In the above description, two or more bearingless motors (30) may be provided for the shaft (20). The low-pass filter and the high-pass filter may be band pass filters or notch filters.

Although the above description has exemplified a case where the specific frequency component is the shaft runout component (CX), this is merely one example. Other examples of the specific frequency component include a frequency component corresponding to noise that is generated in the output from the rotational angle sensor (60) (for example, a gap sensor) due to a change in a magnetic field or an electric field outside the rotational angle sensor (60) and a frequency component corresponding to noise that is generated in the output from the rotational angle sensor (60) due to noise generated by an inverter (not shown) that drives the support unit (11) and the drive unit (12) (for example, common mode noise). The inverter is included in the power supply unit constituting part of the control unit (90).

In the above description, the signal processing unit (80) may be a dedicated circuit. Alternatively, the signal processing unit (80) may, like the control unit (90), be configured by a processor and a memory that is electrically connected to the processor and stores programs for operating the processor.

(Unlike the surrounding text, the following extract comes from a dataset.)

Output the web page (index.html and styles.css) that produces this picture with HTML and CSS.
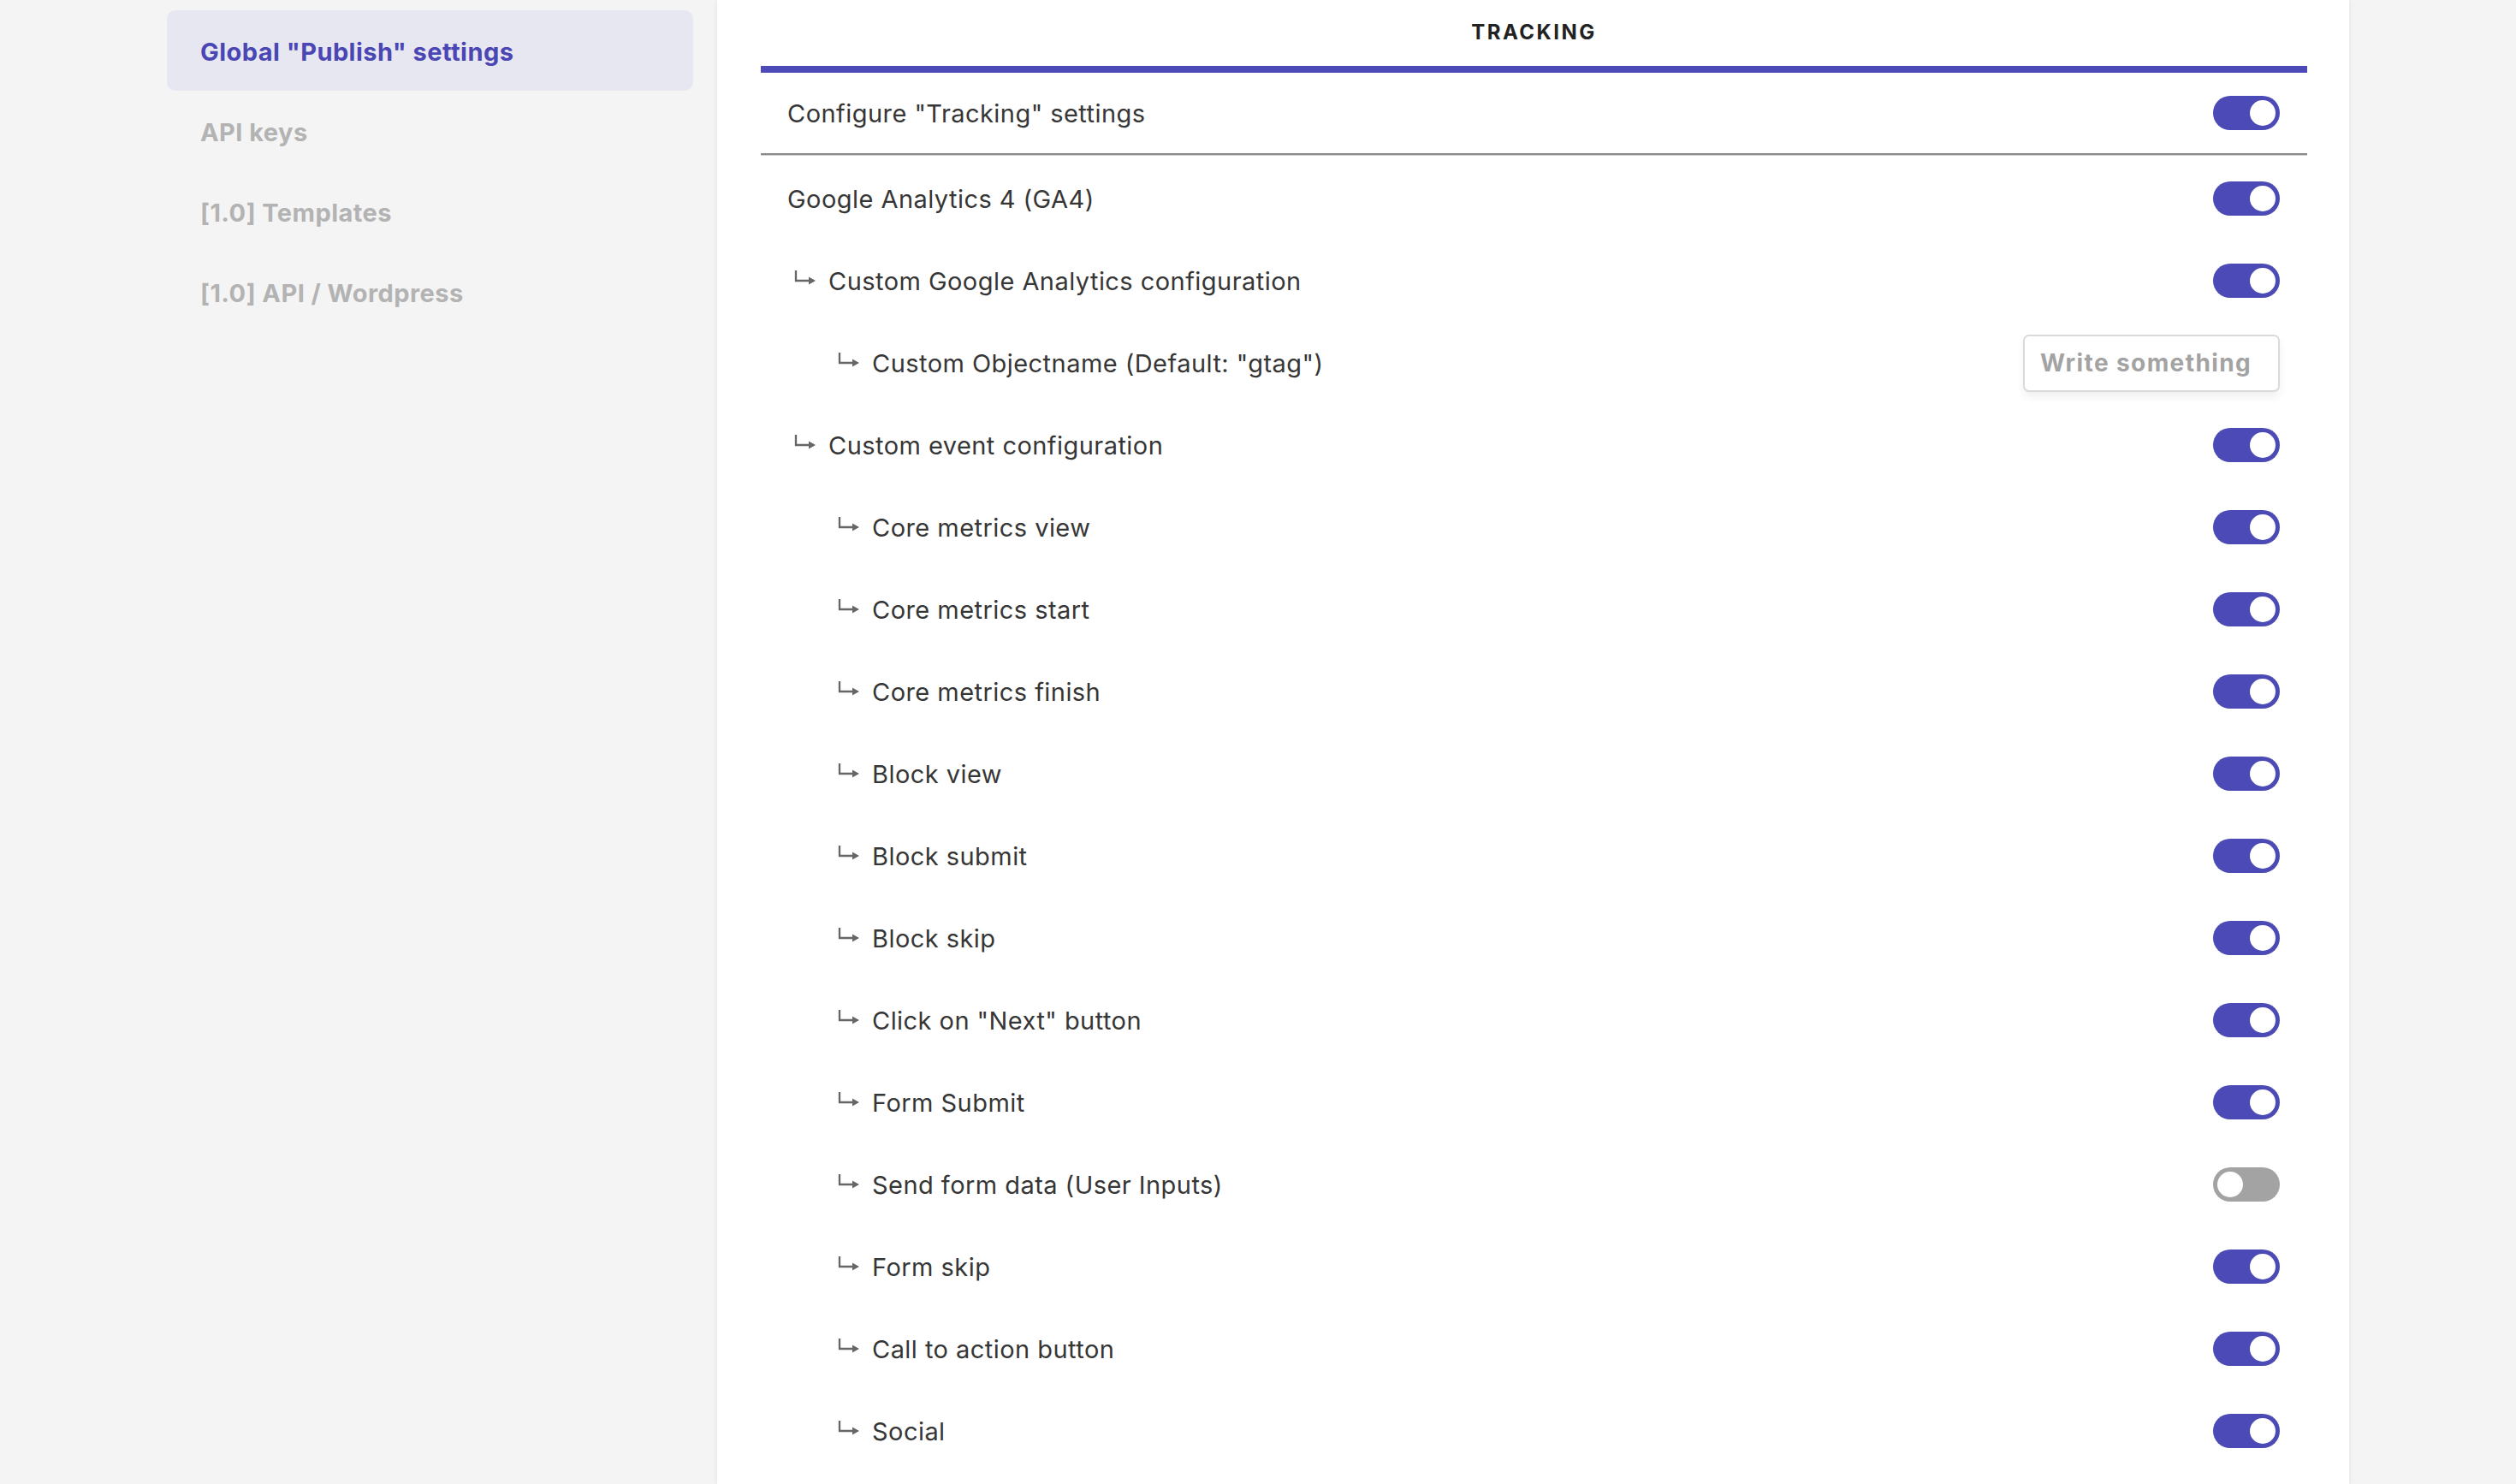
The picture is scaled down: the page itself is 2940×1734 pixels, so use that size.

For example, the signal processing unit (80) may be included in the control unit (90). In other words, the signal processing unit (80) may be implemented as part of the functions of the control unit (90).

Having described the embodiment and modifications, it is to be understood that various modifications of the configuration and the details are possible without departing from the spirit and scope of the claims. Elements according to the embodiment, modifications, and other embodiments may also be combined or replaced as appropriate.

As has been described above, the present disclosure is useful as a drive system, a turbo compressor, and a refrigeration device.